The Co-Distribution of Nitrifying Archaea and Diazotrophic Bacteria in Geothermal Springs

Abstract:

Microbial processes that regulate availability of nutrients play key roles in shaping community composition. All life requires fixed nitrogen (N), and its bioavailability is what often limits ecosystem productivity. Biological nitrogen fixation, or the reduction of dinitrogen (N₂) to ammonia (NH₃), is a keystone process in N limited ecosystems, providing nitrogen for members of the community. N₂ fixing organisms likely represent a ‘bottom up control’ on the structure of communities that develop in N limited environments.
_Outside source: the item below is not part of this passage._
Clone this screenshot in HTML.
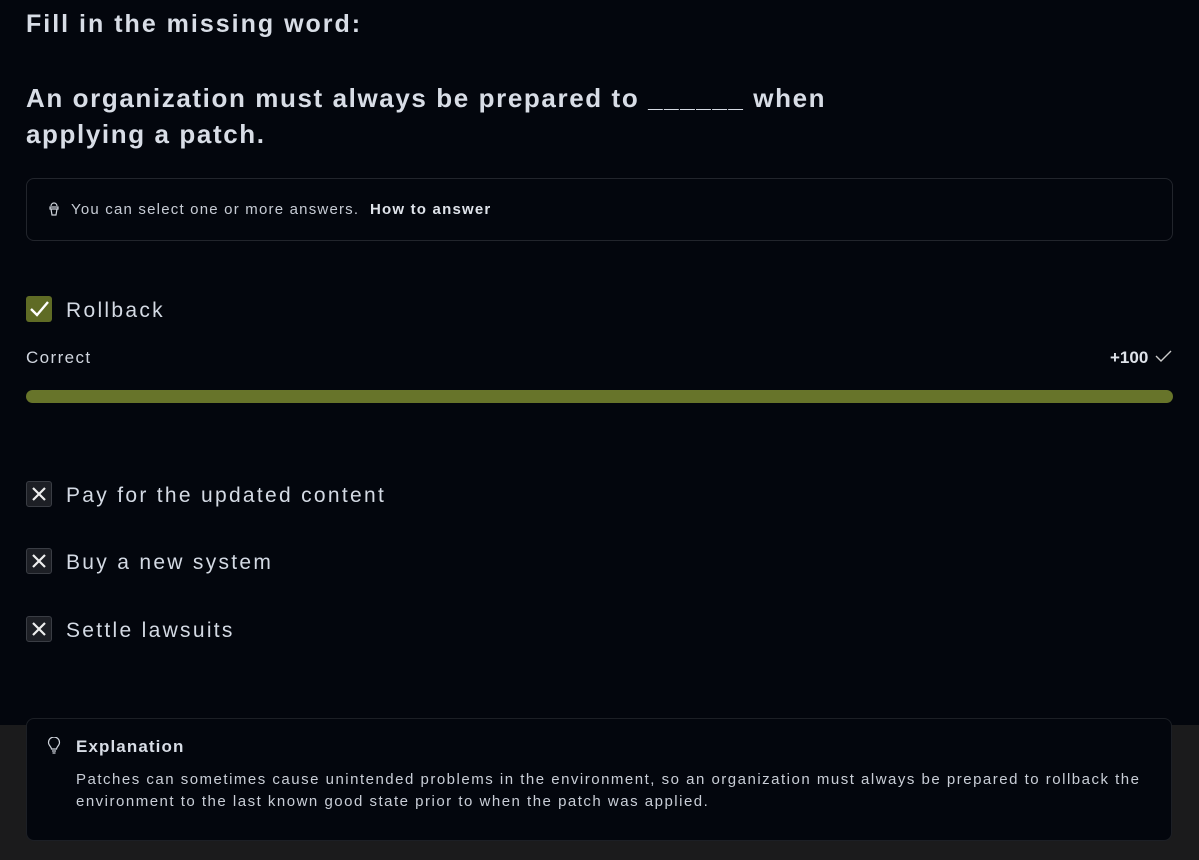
<!DOCTYPE html>
<html><head><style>
html,body{margin:0;padding:0;width:1199px;height:860px;overflow:hidden;background:#03060d;font-family:"Liberation Sans",sans-serif;color:#dfe3ea;position:relative}
.bot{position:absolute;left:0;top:725px;width:1199px;height:135px;background:#1b1b1c}
.a{position:absolute;white-space:nowrap}
h1{position:absolute;margin:0;font-weight:bold;color:#d8dde6;white-space:nowrap}
.cb{position:absolute;left:26px;width:26px;height:26px;border-radius:3px;box-sizing:border-box}
.x{background:#1d1f25;border:1px solid #3a3d44}
.opt{position:absolute;left:66px;font-size:21px;color:#d4dae4;letter-spacing:2.3px;white-space:nowrap}
</style></head><body>
<div class="bot"></div>
<h1 style="left:26px;top:10px;font-size:25px;letter-spacing:2px">Fill in the missing word:</h1>
<h1 style="left:26px;top:80px;font-size:26px;line-height:36px;letter-spacing:1.6px">An organization must always be prepared to ______ when<br>applying a patch.</h1>
<div class="a" style="left:26px;top:178px;width:1147px;height:63px;border:1px solid #22252c;border-radius:8px;box-sizing:border-box"></div>
<svg class="a" style="left:48px;top:200px" width="12" height="16" viewBox="0 0 12 16"><path d="M3 6 a3 3 0 0 1 6 0 M2 7h8v2H2z M3 9l1 6h4l1-6" fill="none" stroke="#cfd4dc" stroke-width="1.2"/></svg>
<div class="a" style="left:71px;top:201px;font-size:15px;color:#c7ccd5;letter-spacing:1.2px">You can select one or more answers. &nbsp;<b style="color:#dfe3ea">How to answer</b></div>
<div class="cb" style="top:296px;background:#5f6b25;border-radius:3px"></div>
<svg class="a" style="left:26px;top:296px" width="26" height="26"><path d="M5 13l6 6L22 6" fill="none" stroke="#fff" stroke-width="2.4"/></svg>
<div class="opt" style="top:299px">Rollback</div>
<div class="a" style="left:26px;top:348px;font-size:17px;color:#d0d5de;letter-spacing:1.4px">Correct</div>
<div class="a" style="left:1110px;top:348px;font-size:17px;font-weight:bold">+100</div>
<svg class="a" style="left:1155px;top:349px" width="18" height="14"><path d="M1 7l5 5L16 2" fill="none" stroke="#ccc" stroke-width="1.4"/></svg>
<div class="a" style="left:26px;top:390px;width:1147px;height:13px;border-radius:7px;background:#67742a"></div>
<div class="cb x" style="top:481px"></div><svg class="a" style="left:26px;top:481px" width="26" height="26"><path d="M7 7l12 12M19 7L7 19" stroke="#eee" stroke-width="2.2"/></svg>
<div class="opt" style="top:484px">Pay for the updated content</div>
<div class="cb x" style="top:548px"></div><svg class="a" style="left:26px;top:548px" width="26" height="26"><path d="M7 7l12 12M19 7L7 19" stroke="#eee" stroke-width="2.2"/></svg>
<div class="opt" style="top:551px">Buy a new system</div>
<div class="cb x" style="top:616px"></div><svg class="a" style="left:26px;top:616px" width="26" height="26"><path d="M7 7l12 12M19 7L7 19" stroke="#eee" stroke-width="2.2"/></svg>
<div class="opt" style="top:619px">Settle lawsuits</div>
<div class="a" style="left:26px;top:718px;width:1146px;height:123px;background:#03060d;border:1px solid #1c1f25;border-radius:8px;box-sizing:border-box"></div>
<svg class="a" style="left:47px;top:737px" width="14" height="18" viewBox="0 0 14 18"><path d="M4.5 12c0-2-3-3.5-3-6.5a5.5 5.5 0 0 1 11 0c0 3-3 4.5-3 6.5z M5 14h4 M5.5 16h3" fill="none" stroke="#cfd4dc" stroke-width="1.2"/></svg>
<div class="a" style="left:76px;top:737px;font-size:17px;font-weight:bold;color:#d8dde6;letter-spacing:1.1px">Explanation</div>
<div class="a" style="left:76px;top:769px;font-size:15px;line-height:22px;color:#c9ced7;letter-spacing:1.5px">Patches can sometimes cause unintended problems in the environment, so an organization must always be prepared to rollback the<br>environment to the last known good state prior to when the patch was applied.</div>
</body></html>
N₂ fixation is catalyzed by a limited number of metabolically diverse bacteria and some methanogenic archaea and occurs in a variety of physically and geochemically diverse environments. Nitrification, or the sequential oxidation of NH₄⁺ to nitrite (NO₂^-) and ultimately nitrate (NO₃^-), is catalyzed by several lineages of Proteobacteria at temperatures of < 62°C and by members of the Thaumarcheota at temperatures up to 90°C. Nitrification can thus be considered a ‘top down control’ on the structure of communities that develop in N limited environments.

Our research in Yellowstone National Park (YNP) reveals a strong correspondence between the distribution of ammonia oxidizing archaea (AOA) and nitrogen fixing aquificae (NFA) in nitrogen-limited geothermal hot springs over large environmental gradients. Based on the physiology of AOA and NFA, we propose that the strong co-distributional pattern results from interspecies interactions, namely competition for bioavailable ammonia. Our recent work has shown that in springs where the niche dimension of AOA and NFA overlap (e.g., Perpetual Spouter; pH 7.1, 86.4°C), the dissimilar affinities for NH₄ result in AOA metabolism maintaining a low NH₄(T) pool and selecting for inclusion of NFA during the assembly of these communities. Here, we examine in situ physiological interactions of AOA and NFA, tracking changes in transcript levels of key genes involved in nitrogen metabolism and carbon fixation of these organisms in springs where the niche dimension of AOA and NFA overlap (e.g., Perpetual Spouter). These data suggest affinity for substrate and electron donor use play key roles in structuring the biodiversity of this hydrothermal community, and likely influences the structure of other N limited hydrothermal and non-hydrothermal ecosystems.